The culture of no is endorsed by the public officials who are responsible with protecting the public good. Bureaucrats are a relatively benign group of wall flowers devoid of artistic appreciation. They are simple managers that do what they are told and only worry about the criteria under which their performance is measured. Unfortunately we do not ask bureaucrats to create urban spaces of great value to society, we ask them to manage projects that are delivered in budget, on time and that adhere with the rules. As a result government bureaucrats deny any discussion which could threaten the schedule or more importantly the budget. This myopic fear of not delivering a project on budget makes the bureaucrat unable to adjudicate project objectives that require advocating for increased budget funding. The culture of no places the risk avoidance governmental bureaucrat as the gatekeeper of public benefit. When the process combines the construction manager’s personal agenda to keep it simple to make money and the bureaucrat’s inordinate fear of challenging the process, the result is a culture of no.

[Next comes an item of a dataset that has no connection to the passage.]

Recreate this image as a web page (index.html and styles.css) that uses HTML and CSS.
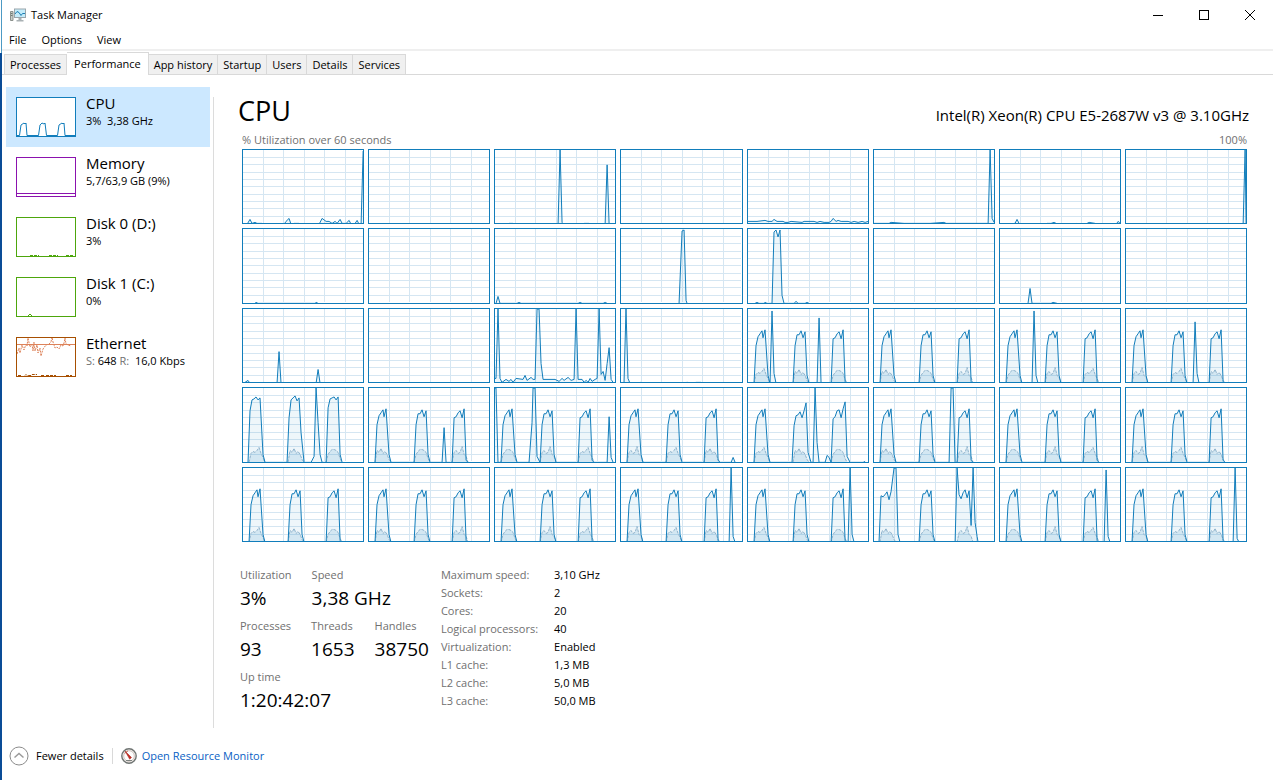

What was once an infrequent imposition on creativity has now developed into a process that rewards inept managers, greedy contractors and ignores the public good. The future of social environments is uncertain. Having considered the trend for many years, I’m pessimistic about the system changing anytime soon. The architect is helpless, the public has no advocate, the construction managers won’t relinquish control and the bureaucrat won’t do anything to be criticized about so the urban environment will continue to be a victim of the culture of no.


“The perfect bureaucrat everywhere is the man who manages to make no decisions and escape all responsibility.”